[Dataset excerpt]
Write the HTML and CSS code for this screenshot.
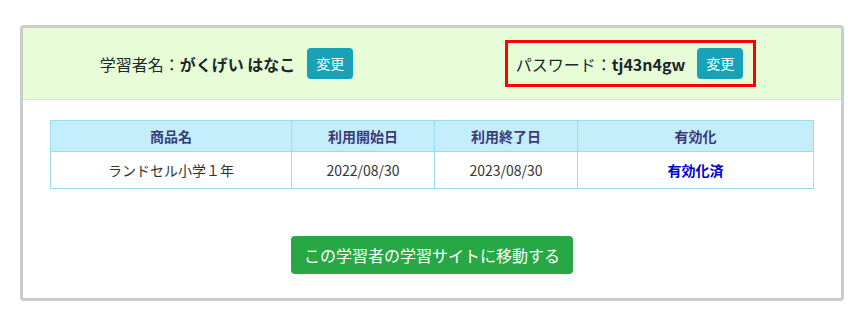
FILE: index.html
```html
<!DOCTYPE html>
<html lang="ja">
<head>
  <meta charset="UTF-8">
  <title>学習者情報</title>
  <link rel="stylesheet" href="styles.css">
</head>
<body>

  <div class="tarjeta">
    <div class="cabecera">
      <div class="cabecera-col">
        <span class="etiqueta">学習者名：</span><strong class="valor">がくげい はなこ</strong>
        <button class="btn-cambio">変更</button>
      </div>
      <div class="cabecera-col">
        <div class="marca">
          <span class="etiqueta">パスワード：</span><strong class="valor">tj43n4gw</strong>
          <button class="btn-cambio">変更</button>
        </div>
      </div>
    </div>

    <div class="cuerpo">
      <table class="tabla">
        <thead>
          <tr>
            <th class="col-producto">商品名</th>
            <th class="col-fecha">利用開始日</th>
            <th class="col-fecha">利用終了日</th>
            <th>有効化</th>
          </tr>
        </thead>
        <tbody>
          <tr>
            <td>ランドセル小学１年</td>
            <td>2022/08/30</td>
            <td>2023/08/30</td>
            <td class="activo">有効化済</td>
          </tr>
        </tbody>
      </table>

      <div class="acciones">
        <button class="btn-sitio">この学習者の学習サイトに移動する</button>
      </div>
    </div>
  </div>

</body>
</html>
```

FILE: styles.css
```css
body {
  margin: 0;
  padding: 25px 16px 0 20px;
  background: #fff;
  color: #212529;
  font-family: "Noto Sans CJK JP", "Noto Sans", sans-serif;
  font-size: 16px;
}

.tarjeta {
  width: 818px;
  border: 3px solid #cccccc;
  border-radius: 4px;
}

.cabecera {
  display: flex;
  height: 71px;
  background-color: #e7fdd8;
  border-bottom: 1px solid #dcdcdc;
}

.cabecera-col {
  flex: 1;
  display: flex;
  align-items: center;
  justify-content: center;
}

.cabecera-col:first-child {
  padding-right: 4px;
}

.marca {
  display: flex;
  align-items: center;
  height: 41px;
  padding: 0 10px 0 8px;
  border: 3px solid #ff0000;
  margin-left: -14px;
}

.etiqueta {
  line-height: 24px;
}

.valor {
  font-weight: bold;
  line-height: 24px;
}

.btn-cambio {
  margin-left: 12px;
  height: 31px;
  padding: 0 9px;
  border: none;
  border-radius: 4px;
  background-color: #17a2b8;
  color: #fff;
  font-family: inherit;
  font-size: 14px;
  line-height: 31px;
}

.cuerpo {
  padding: 20px 27px 24px;
}

.tabla {
  width: 764px;
  border-collapse: collapse;
  table-layout: fixed;
  font-size: 14px;
}

.tabla th,
.tabla td {
  border: 1px solid #98dcef;
  text-align: center;
  padding: 0;
}

.tabla th {
  height: 30px;
  background-color: #c5eefc;
  color: #3b3b78;
  font-weight: bold;
}

.tabla td {
  height: 36px;
  color: #333;
}

.col-producto {
  width: 240px;
}

.col-fecha {
  width: 142px;
}

.tabla td.activo {
  color: #0000cc;
  font-weight: bold;
}

.acciones {
  display: flex;
  justify-content: center;
  margin-top: 47px;
}

.btn-sitio {
  height: 38px;
  padding: 0 13px;
  border: none;
  border-radius: 4px;
  background-color: #28a745;
  color: #fff;
  font-family: inherit;
  font-size: 16px;
  line-height: 38px;
}
```
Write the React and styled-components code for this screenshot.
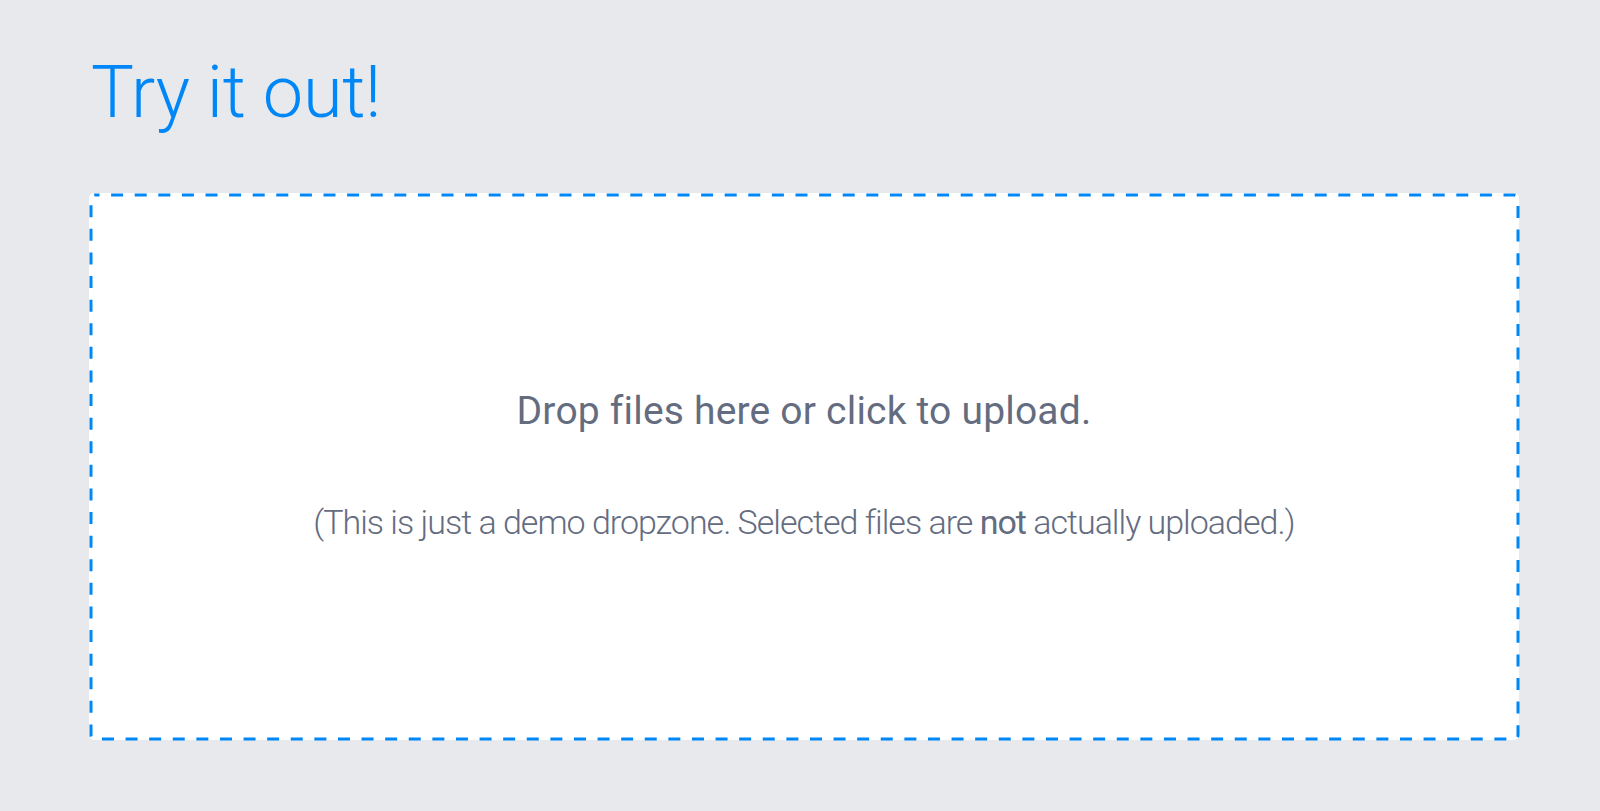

(Task directions): Transcribe all entries above exactly. Drop the pictures.

(Task result):
Write the HTML and CSS code for this screenshot.
FILE: index.html
```html
<!DOCTYPE html>
<html lang="ja">
<head>
  <meta charset="UTF-8">
  <title>学習者情報</title>
  <link rel="stylesheet" href="styles.css">
</head>
<body>

  <div class="tarjeta">
    <div class="cabecera">
      <div class="cabecera-col">
        <span class="etiqueta">学習者名：</span><strong class="valor">がくげい はなこ</strong>
        <button class="btn-cambio">変更</button>
      </div>
      <div class="cabecera-col">
        <div class="marca">
          <span class="etiqueta">パスワード：</span><strong class="valor">tj43n4gw</strong>
          <button class="btn-cambio">変更</button>
        </div>
      </div>
    </div>

    <div class="cuerpo">
      <table class="tabla">
        <thead>
          <tr>
            <th class="col-producto">商品名</th>
            <th class="col-fecha">利用開始日</th>
            <th class="col-fecha">利用終了日</th>
            <th>有効化</th>
          </tr>
        </thead>
        <tbody>
          <tr>
            <td>ランドセル小学１年</td>
            <td>2022/08/30</td>
            <td>2023/08/30</td>
            <td class="activo">有効化済</td>
          </tr>
        </tbody>
      </table>

      <div class="acciones">
        <button class="btn-sitio">この学習者の学習サイトに移動する</button>
      </div>
    </div>
  </div>

</body>
</html>
```

FILE: styles.css
```css
body {
  margin: 0;
  padding: 25px 16px 0 20px;
  background: #fff;
  color: #212529;
  font-family: "Noto Sans CJK JP", "Noto Sans", sans-serif;
  font-size: 16px;
}

.tarjeta {
  width: 818px;
  border: 3px solid #cccccc;
  border-radius: 4px;
}

.cabecera {
  display: flex;
  height: 71px;
  background-color: #e7fdd8;
  border-bottom: 1px solid #dcdcdc;
}

.cabecera-col {
  flex: 1;
  display: flex;
  align-items: center;
  justify-content: center;
}

.cabecera-col:first-child {
  padding-right: 4px;
}

.marca {
  display: flex;
  align-items: center;
  height: 41px;
  padding: 0 10px 0 8px;
  border: 3px solid #ff0000;
  margin-left: -14px;
}

.etiqueta {
  line-height: 24px;
}

.valor {
  font-weight: bold;
  line-height: 24px;
}

.btn-cambio {
  margin-left: 12px;
  height: 31px;
  padding: 0 9px;
  border: none;
  border-radius: 4px;
  background-color: #17a2b8;
  color: #fff;
  font-family: inherit;
  font-size: 14px;
  line-height: 31px;
}

.cuerpo {
  padding: 20px 27px 24px;
}

.tabla {
  width: 764px;
  border-collapse: collapse;
  table-layout: fixed;
  font-size: 14px;
}

.tabla th,
.tabla td {
  border: 1px solid #98dcef;
  text-align: center;
  padding: 0;
}

.tabla th {
  height: 30px;
  background-color: #c5eefc;
  color: #3b3b78;
  font-weight: bold;
}

.tabla td {
  height: 36px;
  color: #333;
}

.col-producto {
  width: 240px;
}

.col-fecha {
  width: 142px;
}

.tabla td.activo {
  color: #0000cc;
  font-weight: bold;
}

.acciones {
  display: flex;
  justify-content: center;
  margin-top: 47px;
}

.btn-sitio {
  height: 38px;
  padding: 0 13px;
  border: none;
  border-radius: 4px;
  background-color: #28a745;
  color: #fff;
  font-family: inherit;
  font-size: 16px;
  line-height: 38px;
}
```
Write the React and styled-components code for this screenshot.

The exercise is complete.